Tout cela paraît bien faible au regard des contreparties que vous exigez des personnels.
Il faut bien parler de conflit, compte tenu des multiples courriers que nous recevons et du nombre d'infirmiers qui sont descendus dans la rue la semaine dernière. J'en viens au fond de ce conflit. Cette revalorisation suppose que les personnels de santé concernés acceptent en « échange » de partir à la retraite cinq ans plus tard et, surtout, renoncent à la majoration de durée d'assurance qui leur était accordée depuis la loi Fillon de 2003 en reconnaissance de la pénibilité de leur emploi : pour dix années cotisées, une année supplémentaire se trouvait validée.

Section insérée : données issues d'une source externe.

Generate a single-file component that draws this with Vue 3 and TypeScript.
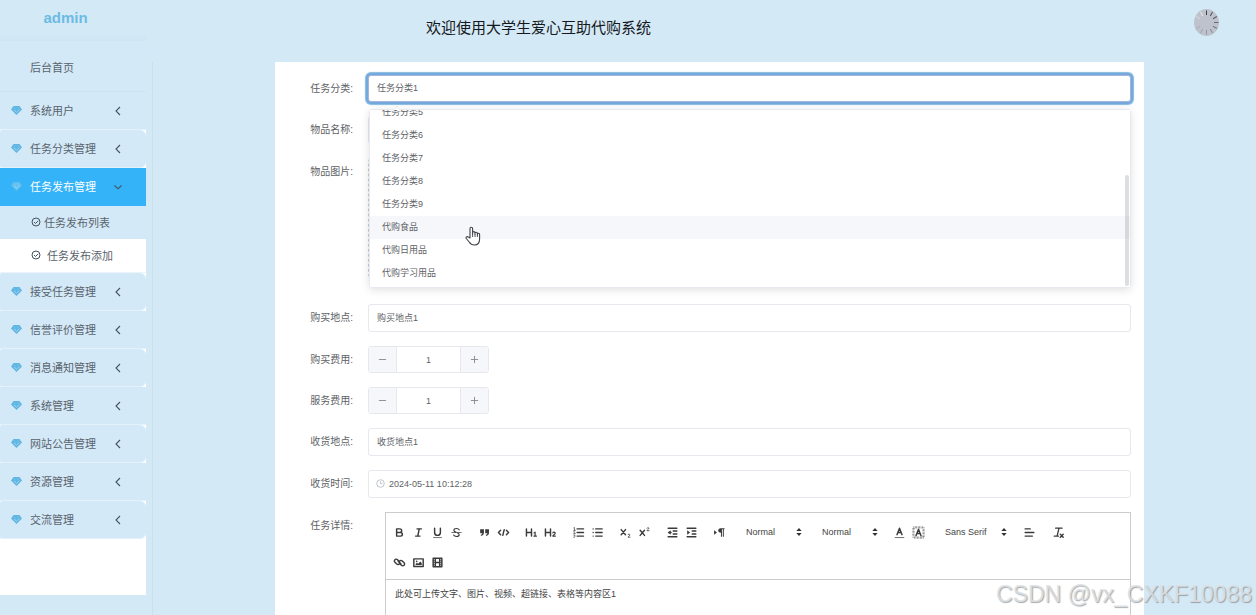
<script setup lang="ts">
import { ref } from 'vue'

interface MenuItem {
  title: string
  rounded?: boolean
  open?: boolean
  children?: { title: string; current?: boolean }[]
}

const menu: MenuItem[] = [
  { title: '系统用户' },
  { title: '任务分类管理', rounded: true },
  {
    title: '任务发布管理',
    open: true,
    children: [{ title: '任务发布列表' }, { title: '任务发布添加', current: true }],
  },
  { title: '接受任务管理', rounded: true },
  { title: '信誉评价管理' },
  { title: '消息通知管理', rounded: true },
  { title: '系统管理' },
  { title: '网站公告管理', rounded: true },
  { title: '资源管理' },
  { title: '交流管理', rounded: true },
]

const visibleCategories = [
  '任务分类5',
  '任务分类6',
  '任务分类7',
  '任务分类8',
  '任务分类9',
  '代购食品',
  '代购日用品',
  '代购学习用品',
]
const category = ref('任务分类1')
const hovered = ref('代购食品')
const itemName = ref('')
const buyPlace = ref('购买地点1')
const buyCost = ref(1)
const serviceCost = ref(1)
const receivePlace = ref('收货地点1')
const receiveTime = ref('2024-05-11 10:12:28')

const ticks = [
  { angle: 0, color: '#3c4046' },
  { angle: 30, color: '#4a4e55' },
  { angle: 60, color: '#585c64' },
  { angle: 90, color: '#666a72' },
  { angle: 120, color: '#747881' },
  { angle: 150, color: '#858993' },
  { angle: 180, color: '#9296a0' },
  { angle: 210, color: '#a0a4ae' },
  { angle: 240, color: '#acb0ba' },
  { angle: 300, color: '#d3d6de' },
  { angle: 330, color: '#e6e8ee' },
]

type Tool = { name: string; svg: string }
const L = (d: string, w = 2) =>
  `<path d="${d}" fill="none" stroke="#3a3a3a" stroke-width="${w}" stroke-linecap="round" stroke-linejoin="round"/>`
const F = (d: string) => `<path d="${d}" fill="#3a3a3a"/>`

const textTools: Tool[][] = [
  [
    { name: '加粗', svg: L('M5 4h4.5a2.5 2.5 0 0 1 0 5H5zM5 9h5.5a2.5 2.5 0 0 1 0 5H5z') },
    { name: '斜体', svg: L('M7 4h6M5 14h6M8 14l2-10') },
    { name: '下划线', svg: L('M5 3v6a4 4 0 0 0 8 0V3') + L('M3.5 16h11', 1) },
    {
      name: '删除线',
      svg: L('M2.5 9h13', 1) + L('M12.7 5.3C12 3.8 10.600 3.500 9 3.500c-2.200 0-3.600 1-3.600 2.500 0 1.300 1 2 2.600 2.500M10.500 9.700c1.400.5 2.200 1.200 2.200 2.400 0 1.500-1.500 2.400-3.700 2.400-1.900 0-3.300-.6-4-1.900', 1.6),
    },
  ],
  [
    {
      name: '引用',
      svg: F('M3 4.500h5.200v5C8.200 12 6.500 13.800 4 13.800V12c1.300-.3 2-1 2-2H3zM10 4.500h5.200v5c0 2.500-1.700 4.300-4.200 4.300V12c1.300-.3 2-1 2-2h-3z'),
    },
    { name: '代码', svg: L('M5 6 2 9l3 3M13 6l3 3-3 3M10 5 8 13') },
  ],
  [
    { name: '标题一', svg: L('M2 4v10M9 4v10M2 9h7') + L('M12.500 9.500 14 8.500V14M12.300 14h3.600', 1.6) },
    { name: '标题二', svg: L('M2 4v10M9 4v10M2 9h7') + L('M12.200 9.500c.6-1.500 3.400-1.200 3.300.5 0 1.500-3.300 2.400-3.300 4h3.600', 1.6) },
  ],
  [
    {
      name: '有序列表',
      svg: L('M7 4h9M7 9h9M7 14h9', 1.8) + L('M2.500 2.500l1-.5v4M2.300 6h2.400M2.300 7.800c1.500-.8 2.600.3 0 2.600h2.400M2.300 12.500h2L3.500 14c1.500.2 1 2-1.200 1.600', 0.9),
    },
    { name: '无序列表', svg: L('M6.500 4h9M6.500 9h9M6.500 14h9', 1.8) + L('M3 4h.01M3 9h.01M3 14h.01') },
  ],
  [
    { name: '下标', svg: L('M3 5l6 7M9 5l-6 7') + L('M12.500 12c.6-1.200 2.700-1 2.500.4 0 1.100-2.500 2-2.500 3.100h2.800', 1.1) },
    { name: '上标', svg: L('M3 6l6 7M9 6l-6 7') + L('M12.500 3c.6-1.200 2.700-1 2.500.4 0 1.100-2.500 2-2.500 3.100h2.800', 1.1) },
  ],
  [
    { name: '减少缩进', svg: L('M3 3h12M3 15h12M10 7h5M10 11h5M4 9h3') + F('M6.500 5.800v6.400L2.500 9z') },
    { name: '增加缩进', svg: L('M3 3h12M3 15h12M10 7h5M10 11h5') + F('M3 5.800v6.400L7 9z') },
  ],
  [{ name: '文本方向', svg: F('M1.500 6v6L5.500 9zM10.500 3H16v1.500h-1V15h-1.400V4.500h-1.200V15H11V9.500C8.500 9.500 7.200 8 7.200 6.300S8.500 3 10.500 3z') }],
]

const colourTools: Tool[] = [
  { name: '文字颜色', svg: L('M5.500 12 9 3l3.500 9M6.800 9h4.400') + L('M3 16h12', 1) },
  {
    name: '背景颜色',
    svg:
      '<rect x="2" y="2" width="14" height="14" fill="none" stroke="#777" stroke-width="3" stroke-dasharray="1 1"/>' +
      L('M5.500 13.500 9 4.500l3.500 9M6.800 10.500h4.400'),
  },
]

const mediaTools: Tool[] = [
  {
    name: '链接',
    svg: L('M7 7l4 4M8.800 11.200c1-1 1-2.600 0-3.600L6.300 5.100a2.500 2.500 0 0 0-3.600 0 2.500 2.500 0 0 0 0 3.600l2.500 2.500c1 1 2.600 1 3.600 0M9.200 6.800c-1 1-1 2.600 0 3.600l2.500 2.500a2.500 2.500 0 0 0 3.600 0 2.500 2.500 0 0 0 0-3.600l-2.500-2.500c-1-1-2.600-1-3.600 0'),
  },
  {
    name: '图片',
    svg: L('M2.500 4h13v10.500h-13z') + '<circle cx="6.500" cy="7.500" r="1.100" fill="#3a3a3a"/>' + F('M5 12.500V11l2-1.500 1.500 1.200 3-3.200 2 2.500v2.500z'),
  },
  { name: '视频', svg: L('M3 3h12v12H3zM6 3v12M12 3v12M6 9h6') + L('M3 6.500h2.500M3 9h2.500M3 12h2.500M12.500 6.500H15M12.500 9H15M12.500 12H15', 1) },
]

const alignTool = L('M3 4h7M3 9h12M3 14h10')
const cleanTool: Tool = {
  name: '清除格式',
  svg: L('M5 3h9M9.700 3 7.300 13M3 14h6', 1.8) + L('M11.500 11.500l4 4M15.500 11.500l-4 4', 2),
}
</script>

<template>
  <div class="page">
    <aside class="sidebar">
      <div class="brand">admin</div>
      <a class="home" href="#">后台首页</a>
      <ul class="menu">
        <li v-for="item in menu" :key="item.title">
          <button type="button" class="menu-item" :class="{ rounded: item.rounded, active: item.open }">
            <svg class="gem" viewBox="0 0 22 18">
              <path d="M5 0h12l5 7-11 11L0 7z" fill="currentColor" />
              <path d="M6 8l5 4.500L17 7" fill="none" stroke="#d3e8f7" stroke-opacity=".7" stroke-width="1.600" />
              <path d="M6 4l3 2M12 4h4" fill="none" stroke="#d3e8f7" stroke-opacity=".45" stroke-width="1.200" />
            </svg>
            <span class="menu-text">{{ item.title }}</span>
            <svg class="chevron" viewBox="0 0 10 10">
              <path :d="item.open ? 'M1.500 3.500 5 6.800 8.500 3.500' : 'M7 1 3 5l4 4'" fill="none" stroke="currentColor" stroke-width="1.100" />
            </svg>
          </button>
          <ul v-if="item.children" class="submenu">
            <li v-for="child in item.children" :key="child.title">
              <a href="#" class="sub-item" :class="{ current: child.current }">
                <svg class="check" viewBox="0 0 10 10">
                  <circle cx="5" cy="5" r="4" fill="none" stroke="currentColor" />
                  <path d="M3 5l1.500 1.500L7.200 3.800" fill="none" stroke="currentColor" />
                </svg>
                <span>{{ child.title }}</span>
              </a>
            </li>
          </ul>
        </li>
      </ul>
    </aside>

    <div class="main">
      <header class="header">
        <h1>欢迎使用大学生爱心互助代购系统</h1>
        <svg class="avatar" viewBox="0 0 25 27">
          <ellipse cx="12.500" cy="13.500" rx="12.500" ry="13.500" fill="#bec2cc" />
          <line
            v-for="t in ticks"
            :key="t.angle"
            x1="12.500"
            y1="1.500"
            x2="12.500"
            y2="6"
            :stroke="t.color"
            stroke-width="1"
            :transform="`rotate(${t.angle} 12.5 13.5)`"
          />
        </svg>
      </header>

      <main class="content">
        <form class="card" @submit.prevent>
          <div class="row">
            <label for="category">任务分类:</label>
            <div class="control">
              <select id="category" v-model="category" class="box focused">
                <option>任务分类1</option>
                <option v-for="c in visibleCategories" :key="c">{{ c }}</option>
              </select>
              <div class="popper">
                <i class="popper-arrow"></i>
                <div class="popper-view">
                  <ul class="options" role="listbox" aria-label="任务分类">
                    <li v-for="c in visibleCategories" :key="c" role="option" :class="{ hover: c === hovered }">{{ c }}</li>
                  </ul>
                </div>
                <span class="thumb"></span>
                <svg class="hand" viewBox="0 0 16 20">
                  <path
                    d="M5 12V2.500a1.300 1.300 0 0 1 2.600 0V8 6.800a1.200 1.200 0 0 1 2.400 0V8.200 7.400a1.200 1.200 0 0 1 2.400 0V9 8.300a1.100 1.100 0 0 1 2.200 0V13c0 4-2 6-5.200 6-2.600 0-4-1-5.200-3L1.300 12.500c-.8-1.400.8-2.500 2-1.400z"
                    fill="#fff"
                    stroke="#3f4247"
                    stroke-width="1.100"
                    stroke-linejoin="round"
                  />
                  <path d="M7.600 8v3M10 8.200V11M12.400 9v2" fill="none" stroke="#3f4247" stroke-width=".9" />
                </svg>
              </div>
            </div>
          </div>

          <div class="row">
            <label for="item-name">物品名称:</label>
            <div class="control"><input id="item-name" v-model="itemName" class="box" type="text" /></div>
          </div>

          <div class="row">
            <label for="item-image">物品图片:</label>
            <div class="control"><button id="item-image" type="button" class="upload" aria-label="物品图片"></button></div>
          </div>

          <div class="row">
            <label for="buy-place">购买地点:</label>
            <div class="control"><input id="buy-place" v-model="buyPlace" class="box" type="text" /></div>
          </div>

          <div class="row">
            <label for="buy-cost">购买费用:</label>
            <div class="control">
              <div class="stepper">
                <button type="button" aria-label="减少" @click="buyCost--">
                  <svg viewBox="0 0 10 10"><path d="M1 5h8" /></svg>
                </button>
                <input id="buy-cost" v-model="buyCost" type="text" />
                <button type="button" aria-label="增加" @click="buyCost++">
                  <svg viewBox="0 0 10 10"><path d="M1 5h8M5 1v8" /></svg>
                </button>
              </div>
            </div>
          </div>

          <div class="row">
            <label for="service-cost">服务费用:</label>
            <div class="control">
              <div class="stepper">
                <button type="button" aria-label="减少" @click="serviceCost--">
                  <svg viewBox="0 0 10 10"><path d="M1 5h8" /></svg>
                </button>
                <input id="service-cost" v-model="serviceCost" type="text" />
                <button type="button" aria-label="增加" @click="serviceCost++">
                  <svg viewBox="0 0 10 10"><path d="M1 5h8M5 1v8" /></svg>
                </button>
              </div>
            </div>
          </div>

          <div class="row">
            <label for="receive-place">收货地点:</label>
            <div class="control"><input id="receive-place" v-model="receivePlace" class="box" type="text" /></div>
          </div>

          <div class="row">
            <label for="receive-time">收货时间:</label>
            <div class="control">
              <div class="box date">
                <svg viewBox="0 0 10 10">
                  <circle cx="5" cy="5" r="4.200" />
                  <path d="M5 2.500V5.200h2.200" />
                </svg>
                <input id="receive-time" v-model="receiveTime" type="text" />
              </div>
            </div>
          </div>

          <div class="row">
            <label id="detail-label">任务详情:</label>
            <div class="control">
              <div class="editor">
                <div class="toolbar">
                  <div v-for="(group, i) in textTools" :key="i" class="group">
                    <button v-for="t in group" :key="t.name" type="button" class="tool" :aria-label="t.name">
                      <svg viewBox="0 0 18 18" v-html="t.svg"></svg>
                    </button>
                  </div>
                  <div class="picker">
                    <select aria-label="字号"><option>Normal</option></select>
                    <svg viewBox="0 0 18 18"><path d="M5 7.500 9 3l4 4.500zM5 10.500 9 15l4-4.500z" /></svg>
                  </div>
                  <div class="picker">
                    <select aria-label="标题级别"><option>Normal</option></select>
                    <svg viewBox="0 0 18 18"><path d="M5 7.500 9 3l4 4.500zM5 10.500 9 15l4-4.500z" /></svg>
                  </div>
                  <div class="group">
                    <button v-for="t in colourTools" :key="t.name" type="button" class="tool" :aria-label="t.name">
                      <svg viewBox="0 0 18 18" v-html="t.svg"></svg>
                    </button>
                  </div>
                  <div class="picker wide">
                    <select aria-label="字体"><option>Sans Serif</option></select>
                    <svg viewBox="0 0 18 18"><path d="M5 7.500 9 3l4 4.500zM5 10.500 9 15l4-4.500z" /></svg>
                  </div>
                  <button type="button" class="tool align" aria-label="对齐">
                    <svg viewBox="0 0 18 18" v-html="alignTool"></svg>
                  </button>
                  <button type="button" class="tool" :aria-label="cleanTool.name">
                    <svg viewBox="0 0 18 18" v-html="cleanTool.svg"></svg>
                  </button>
                  <div class="group">
                    <button v-for="t in mediaTools" :key="t.name" type="button" class="tool" :aria-label="t.name">
                      <svg viewBox="0 0 18 18" v-html="t.svg"></svg>
                    </button>
                  </div>
                </div>
                <div class="editor-body" contenteditable="true" role="textbox" aria-labelledby="detail-label">此处可上传文字、图片、视频、超链接、表格等内容区1</div>
              </div>
            </div>
          </div>
        </form>
      </main>
    </div>

    <div class="watermark">CSDN @vx_CXKF10088</div>
  </div>
</template>

<style>
body {
  margin: 0;
  background: #d4e9f6;
}
</style>

<style scoped>
* {
  box-sizing: border-box;
}
.page {
  position: relative;
  display: flex;
  height: 100vh;
  overflow: hidden;
  background: #d4e9f6;
  color: #606266;
  font-family: "Liberation Sans", "Noto Sans CJK SC", sans-serif;
  font-size: 9px;
}
button,
input,
select {
  margin: 0;
  padding: 0;
  border: 0;
  border-radius: 0;
  background: none;
  color: inherit;
  font: inherit;
  outline: none;
  appearance: none;
}
ul {
  margin: 0;
  padding: 0;
  list-style: none;
}
a {
  color: inherit;
  text-decoration: none;
}
svg {
  display: block;
  flex: none;
}

.sidebar {
  flex: none;
  display: flex;
  flex-direction: column;
  width: 146px;
  height: calc(100vh - 20px);
  background: #fff;
  font-size: 11px;
  color: #59636c;
}
.brand {
  height: 41px;
  padding: 0 15px 5px 0;
  background: linear-gradient(#d4e9f6 34px, #cfe5f3);
  color: #6cbbe4;
  font-size: 15px;
  font-weight: bold;
  line-height: 36px;
  text-align: center;
}
.home {
  height: 51px;
  padding-left: 30px;
  border-bottom: 1px solid #cde3f1;
  background: #d4e9f7;
  line-height: 55px;
}
.menu-item {
  display: flex;
  align-items: center;
  width: 100%;
  height: 38px;
  padding: 0 23px 0 11px;
  border-bottom: 1px solid #e3f1fa;
  background: #d3e9f8;
  text-align: left;
}
.menu-item.rounded {
  border-radius: 2px 6px 6px 2px;
}
.menu-item.active {
  border-bottom-color: #34b3f9;
  background: #34b3f9;
  color: #fff;
}
.gem {
  width: 11px;
  height: 9px;
  margin-right: 8px;
  color: #5fb6e2;
}
.active .gem {
  color: #60bfee;
}
.menu-text {
  flex: 1;
  padding-bottom: 2px;
}
.chevron {
  width: 10px;
  height: 10px;
  color: #46525c;
}
.submenu {
  border-bottom: 1px solid #eaf4fa;
}
.sub-item {
  display: flex;
  align-items: center;
  gap: 3px;
  height: 33px;
  padding: 0 0 2px 31px;
  background: #d4e9f7;
}
.sub-item.current {
  gap: 6px;
  background: #fff;
}
.check {
  width: 10px;
  height: 10px;
  color: #46525c;
}

.main {
  flex: 1;
  display: flex;
  flex-direction: column;
  min-width: 0;
  margin-left: 6px;
}
.header {
  flex: none;
  display: flex;
  justify-content: space-between;
  align-items: flex-start;
  height: 62px;
  padding: 9px 37px 0 274px;
}
.header h1 {
  margin: 0;
  color: #15181c;
  font-size: 15px;
  font-weight: normal;
  line-height: 37px;
}
.avatar {
  width: 25px;
  height: 27px;
}
.content {
  flex: 1;
  padding: 0 112px 0 122px;
  border-left: 1px solid #cddfeb;
}
.card {
  display: flex;
  flex-direction: column;
  gap: 14px;
  padding: 13px 13px 20px 0;
  background: #fff;
}
.row {
  display: flex;
}
.row > label {
  flex: none;
  width: 93px;
  padding-right: 15px;
  font-size: 10px;
  line-height: 27px;
  text-align: right;
}
.control {
  position: relative;
  flex: 1;
  min-width: 0;
}
.box {
  display: block;
  width: 100%;
  height: 28px;
  padding: 0 8px 1px;
  border: 1px solid #e6e8ed;
  border-radius: 3px;
  background: #fff;
}
.box.focused {
  height: 27px;
  border-color: #a5b4dc;
  box-shadow: 0 0 0 2px #74a9db, 0 0 1px 3px #85b9e2;
}
.date {
  display: flex;
  align-items: center;
  gap: 4px;
  padding-left: 7px;
}
.date svg {
  width: 9px;
  height: 9px;
  fill: none;
  stroke: #b9bdc5;
  stroke-width: 1;
}
.date input {
  flex: 1;
}
.upload {
  display: block;
  width: 120px;
  height: 120px;
  margin-bottom: 12px;
  border: 1px dashed #c9ccd2;
  border-radius: 4px;
}
.stepper {
  display: flex;
  width: 121px;
  height: 27px;
  border: 1px solid #e6e8ed;
  border-radius: 3px;
  overflow: hidden;
}
.stepper button {
  display: flex;
  align-items: center;
  justify-content: center;
  width: 27px;
  background: #f5f7fa;
}
.stepper svg {
  width: 9px;
  height: 9px;
  fill: none;
  stroke: #85888f;
  stroke-width: 1;
}
.stepper input {
  flex: 1;
  min-width: 0;
  border: solid #e6e8ed;
  border-width: 0 1px;
  text-align: center;
}

.popper {
  position: absolute;
  z-index: 2;
  top: 34px;
  left: 1px;
  right: 0;
  height: 179px;
  border: 1px solid #e6e9ef;
  border-radius: 3px;
  background: #fff;
  box-shadow: 0 2px 8px rgba(0, 0, 0, 0.12);
}
.popper-arrow {
  position: absolute;
  top: -3px;
  left: 24px;
  width: 6px;
  height: 6px;
  border: solid #e6e9ef;
  border-width: 1px 0 0 1px;
  background: #fff;
  transform: rotate(45deg);
}
.popper-view {
  position: relative;
  display: flex;
  flex-direction: column;
  justify-content: flex-end;
  height: 100%;
  padding-bottom: 2px;
  overflow: hidden;
  background: #fff;
}
.options li {
  height: 23px;
  padding: 0 12px;
  line-height: 23px;
}
.options li.hover {
  background: #f5f7fa;
}
.thumb {
  position: absolute;
  right: 1px;
  bottom: 1px;
  width: 4px;
  height: 111px;
  border-radius: 2px;
  background: rgba(144, 147, 153, 0.3);
}
.hand {
  position: absolute;
  top: 116px;
  left: 95px;
  width: 16px;
  height: 20px;
}

.editor {
  margin-left: 17px;
  border: 1px solid #ccc;
}
.toolbar {
  display: flex;
  flex-wrap: wrap;
  gap: 14px 9px;
  padding: 11px 4px 9px;
  border-bottom: 1px solid #ccc;
}
.group {
  display: flex;
}
.tool {
  display: flex;
  align-items: center;
  justify-content: center;
  width: 19px;
  height: 16px;
}
.tool.align {
  width: 21px;
}
.tool svg {
  width: 13px;
  height: 13px;
}
.picker {
  position: relative;
  width: 67px;
  height: 16px;
  color: #444;
}
.picker.wide {
  width: 73px;
}
.picker select {
  width: 100%;
  height: 16px;
  padding-left: 8px;
}
.picker svg {
  position: absolute;
  top: 2px;
  right: 0;
  width: 12px;
  height: 12px;
  fill: #333;
  pointer-events: none;
}
.editor-body {
  min-height: 200px;
  padding: 8px 9px;
  color: #444;
  line-height: 13px;
  outline: none;
}

.watermark {
  position: absolute;
  right: 4px;
  bottom: 8px;
  color: rgba(222, 225, 228, 0.85);
  font-size: 23px;
  line-height: 26px;
  text-shadow: 1px 1px 1px rgba(110, 115, 120, 0.6);
  pointer-events: none;
}
</style>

Le rapport présenté à la commission des affaires sociales est très clair : la reconnaissance du métier d'infirmier ou de kiné dans le secteur public, qui passe par le recrutement à bac + 3, promesse longtemps attendue et qui satisfait la grande majorité des professionnels, a été l'occasion d'engager des économies pour les régimes de retraite concernés. Selon que 25, 50 ou 75 % des infirmiers susceptibles de liquider leur retraite au cours des dix prochaines années le feront en choisissant la proposition du Gouvernement – soit la revalorisation en catégorie A en échange d'un report de l'âge légal de départ à la retraite et de la suppression de la majoration de durée d'assurance – les économies réalisées par leurs régimes de retraite iraient de 120 à 360 millions d'euros.
Le Président de la République lui-même a expliqué, dans ses voeux aux professionnels de santé, que cette réforme, qui représentait une reconnaissance de ces métiers, avait un coût de 500 millions d'euros. Il s'est bien gardé d'ajouter qu'elle était censée en rapporter près du double ! À l'évidence, les enjeux affichés ne sont pas ceux recherchés. C'est sans doute cette ambiguïté, ou plutôt ce tour de passe-passe, qui provoque une réelle inquiétude sur l'impact de la réforme annoncée et des interrogations sur le nombre de personnes qui partiront à la retraite. Car nous risquons de voir se reproduire, madame la ministre, le même scénario qu'en 2003 et en 2004. Les Français ont eu si peur de se voir appliquer des règles beaucoup plus strictes qu'ils ont été bien plus nombreux à souhaiter partir à la retraite dès lors qu'ils disposaient des droits pour ce faire.
On peut penser que les infirmières et les infirmiers seront si préoccupés des conditions qui leur seront réservées que les plus proches de l'âge possible de départ à la retraite préfèreront partir à cinquante-cinq ans plutôt que de travailler plus longtemps dans des conditions aussi difficiles. Car, à ces cinq ans supplémentaires, s'ajoute la suppression de la majoration de la durée d'assurance. On peut penser que l'objectif affiché de permettre aux infirmières de rester plus longtemps pour faire face au trou démographique auquel l'hôpital public va être confronté ne sera pas atteint.
Trois raisons nous amènent à nous opposer à ce texte et à demander la suppression de l'article 30 : d'abord, le mépris affiché à cette occasion pour les partenaires sociaux ; ensuite, l'inutilité de ces mesures à quelques mois d'une réforme globale des retraites ; enfin, la suppression de toute prise en compte de la pénibilité.
Le Gouvernement parle beaucoup de rénovation du dialogue social, mais là encore la réalité est moins flamboyante. Un rapide retour sur le calendrier des discussions est éclairant : c'est à la fin 2008 que s'est ouverte une concertation sur l'adaptation des études au format LMD. Le 31 juillet 2009, l'arrêté réformant les études d'infirmier est publié sous votre signature, madame la ministre. S'engagent alors des négociations dans la fonction publique hospitalière mais, dès la fin du mois de novembre, vous choisissez d'interrompre les négociations collectives au profit de négociations bilatérales avec chaque syndicat. Cette manoeuvre de division ne suffit pourtant pas et les syndicats quittent la table des négociations le 14 décembre 2009, après un semestre de tentatives de négociation. Cela ne vous empêche pas de poursuivre et de proposer un texte d'accord qui ne sera signé, le 2 février suivant, que par le seul Syndicat national des cadres hospitaliers : la CGT, la CFDT, FO, la CFE-CGC, la CFTC, l'UNSA, Sud, la Fédération française de la santé, de la médecine et de l'action sociale ainsi que le SNPI le rejettent.